## [DATA SEGMENT]

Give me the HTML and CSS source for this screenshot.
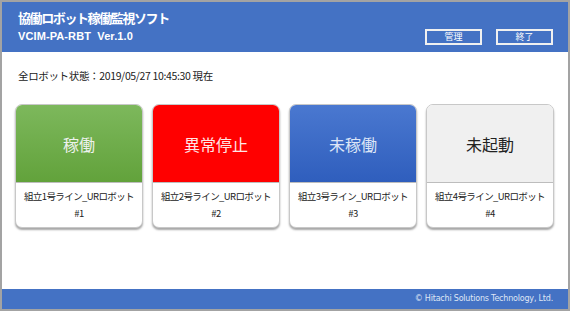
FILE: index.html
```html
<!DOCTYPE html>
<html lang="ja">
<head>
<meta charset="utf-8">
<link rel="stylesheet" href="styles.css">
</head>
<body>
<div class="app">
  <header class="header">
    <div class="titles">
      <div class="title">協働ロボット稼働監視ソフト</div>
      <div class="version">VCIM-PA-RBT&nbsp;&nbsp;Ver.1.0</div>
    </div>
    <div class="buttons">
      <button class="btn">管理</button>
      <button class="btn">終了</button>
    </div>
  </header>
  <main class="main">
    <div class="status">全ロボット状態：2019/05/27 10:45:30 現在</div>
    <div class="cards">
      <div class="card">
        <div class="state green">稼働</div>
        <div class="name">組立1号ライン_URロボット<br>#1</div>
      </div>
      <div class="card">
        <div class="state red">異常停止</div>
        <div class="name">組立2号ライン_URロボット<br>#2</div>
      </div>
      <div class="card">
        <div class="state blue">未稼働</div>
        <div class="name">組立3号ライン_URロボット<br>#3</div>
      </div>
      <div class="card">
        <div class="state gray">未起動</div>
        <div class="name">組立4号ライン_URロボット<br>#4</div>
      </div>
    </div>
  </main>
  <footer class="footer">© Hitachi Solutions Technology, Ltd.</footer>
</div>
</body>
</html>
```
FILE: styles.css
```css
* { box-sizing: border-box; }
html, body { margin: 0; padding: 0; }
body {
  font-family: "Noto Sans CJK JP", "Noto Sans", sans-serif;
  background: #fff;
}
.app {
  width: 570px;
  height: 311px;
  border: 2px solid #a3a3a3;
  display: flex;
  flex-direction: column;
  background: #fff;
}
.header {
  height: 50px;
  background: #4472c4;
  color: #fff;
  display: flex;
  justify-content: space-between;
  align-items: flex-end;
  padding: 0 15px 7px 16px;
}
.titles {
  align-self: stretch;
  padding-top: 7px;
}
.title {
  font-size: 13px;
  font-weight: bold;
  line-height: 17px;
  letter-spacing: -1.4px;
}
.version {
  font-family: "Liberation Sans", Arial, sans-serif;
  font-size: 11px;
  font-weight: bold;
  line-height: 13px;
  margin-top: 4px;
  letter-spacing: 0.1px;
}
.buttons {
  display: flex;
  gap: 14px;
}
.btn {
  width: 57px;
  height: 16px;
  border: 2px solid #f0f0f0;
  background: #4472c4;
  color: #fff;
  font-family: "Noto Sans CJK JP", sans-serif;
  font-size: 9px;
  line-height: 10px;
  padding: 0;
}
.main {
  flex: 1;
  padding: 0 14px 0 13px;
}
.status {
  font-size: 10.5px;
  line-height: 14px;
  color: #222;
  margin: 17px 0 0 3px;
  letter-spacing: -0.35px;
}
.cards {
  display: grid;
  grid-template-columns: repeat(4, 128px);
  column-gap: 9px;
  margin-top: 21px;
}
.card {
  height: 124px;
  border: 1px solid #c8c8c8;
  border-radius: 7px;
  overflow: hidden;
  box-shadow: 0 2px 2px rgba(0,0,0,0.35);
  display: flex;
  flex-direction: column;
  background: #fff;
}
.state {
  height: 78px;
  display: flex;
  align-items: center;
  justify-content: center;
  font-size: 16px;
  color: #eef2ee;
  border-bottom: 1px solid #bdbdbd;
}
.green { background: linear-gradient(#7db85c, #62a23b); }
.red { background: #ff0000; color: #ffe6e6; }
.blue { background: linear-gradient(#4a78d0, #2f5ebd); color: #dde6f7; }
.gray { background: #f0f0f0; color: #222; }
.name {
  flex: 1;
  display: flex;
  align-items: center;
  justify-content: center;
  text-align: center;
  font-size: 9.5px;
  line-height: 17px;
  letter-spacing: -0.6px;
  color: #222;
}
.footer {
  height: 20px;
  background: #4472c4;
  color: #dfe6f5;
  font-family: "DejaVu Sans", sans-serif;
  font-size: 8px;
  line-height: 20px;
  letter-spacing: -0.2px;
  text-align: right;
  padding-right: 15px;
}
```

## [YOUR OBJECTIVE]
Without the pictures, retype the whole of the material above exactly.

## [WRITTEN RESPONSE]
Give me the HTML and CSS source for this screenshot.
FILE: index.html
```html
<!DOCTYPE html>
<html lang="ja">
<head>
<meta charset="utf-8">
<link rel="stylesheet" href="styles.css">
</head>
<body>
<div class="app">
  <header class="header">
    <div class="titles">
      <div class="title">協働ロボット稼働監視ソフト</div>
      <div class="version">VCIM-PA-RBT&nbsp;&nbsp;Ver.1.0</div>
    </div>
    <div class="buttons">
      <button class="btn">管理</button>
      <button class="btn">終了</button>
    </div>
  </header>
  <main class="main">
    <div class="status">全ロボット状態：2019/05/27 10:45:30 現在</div>
    <div class="cards">
      <div class="card">
        <div class="state green">稼働</div>
        <div class="name">組立1号ライン_URロボット<br>#1</div>
      </div>
      <div class="card">
        <div class="state red">異常停止</div>
        <div class="name">組立2号ライン_URロボット<br>#2</div>
      </div>
      <div class="card">
        <div class="state blue">未稼働</div>
        <div class="name">組立3号ライン_URロボット<br>#3</div>
      </div>
      <div class="card">
        <div class="state gray">未起動</div>
        <div class="name">組立4号ライン_URロボット<br>#4</div>
      </div>
    </div>
  </main>
  <footer class="footer">© Hitachi Solutions Technology, Ltd.</footer>
</div>
</body>
</html>
```
FILE: styles.css
```css
* { box-sizing: border-box; }
html, body { margin: 0; padding: 0; }
body {
  font-family: "Noto Sans CJK JP", "Noto Sans", sans-serif;
  background: #fff;
}
.app {
  width: 570px;
  height: 311px;
  border: 2px solid #a3a3a3;
  display: flex;
  flex-direction: column;
  background: #fff;
}
.header {
  height: 50px;
  background: #4472c4;
  color: #fff;
  display: flex;
  justify-content: space-between;
  align-items: flex-end;
  padding: 0 15px 7px 16px;
}
.titles {
  align-self: stretch;
  padding-top: 7px;
}
.title {
  font-size: 13px;
  font-weight: bold;
  line-height: 17px;
  letter-spacing: -1.4px;
}
.version {
  font-family: "Liberation Sans", Arial, sans-serif;
  font-size: 11px;
  font-weight: bold;
  line-height: 13px;
  margin-top: 4px;
  letter-spacing: 0.1px;
}
.buttons {
  display: flex;
  gap: 14px;
}
.btn {
  width: 57px;
  height: 16px;
  border: 2px solid #f0f0f0;
  background: #4472c4;
  color: #fff;
  font-family: "Noto Sans CJK JP", sans-serif;
  font-size: 9px;
  line-height: 10px;
  padding: 0;
}
.main {
  flex: 1;
  padding: 0 14px 0 13px;
}
.status {
  font-size: 10.5px;
  line-height: 14px;
  color: #222;
  margin: 17px 0 0 3px;
  letter-spacing: -0.35px;
}
.cards {
  display: grid;
  grid-template-columns: repeat(4, 128px);
  column-gap: 9px;
  margin-top: 21px;
}
.card {
  height: 124px;
  border: 1px solid #c8c8c8;
  border-radius: 7px;
  overflow: hidden;
  box-shadow: 0 2px 2px rgba(0,0,0,0.35);
  display: flex;
  flex-direction: column;
  background: #fff;
}
.state {
  height: 78px;
  display: flex;
  align-items: center;
  justify-content: center;
  font-size: 16px;
  color: #eef2ee;
  border-bottom: 1px solid #bdbdbd;
}
.green { background: linear-gradient(#7db85c, #62a23b); }
.red { background: #ff0000; color: #ffe6e6; }
.blue { background: linear-gradient(#4a78d0, #2f5ebd); color: #dde6f7; }
.gray { background: #f0f0f0; color: #222; }
.name {
  flex: 1;
  display: flex;
  align-items: center;
  justify-content: center;
  text-align: center;
  font-size: 9.5px;
  line-height: 17px;
  letter-spacing: -0.6px;
  color: #222;
}
.footer {
  height: 20px;
  background: #4472c4;
  color: #dfe6f5;
  font-family: "DejaVu Sans", sans-serif;
  font-size: 8px;
  line-height: 20px;
  letter-spacing: -0.2px;
  text-align: right;
  padding-right: 15px;
}
```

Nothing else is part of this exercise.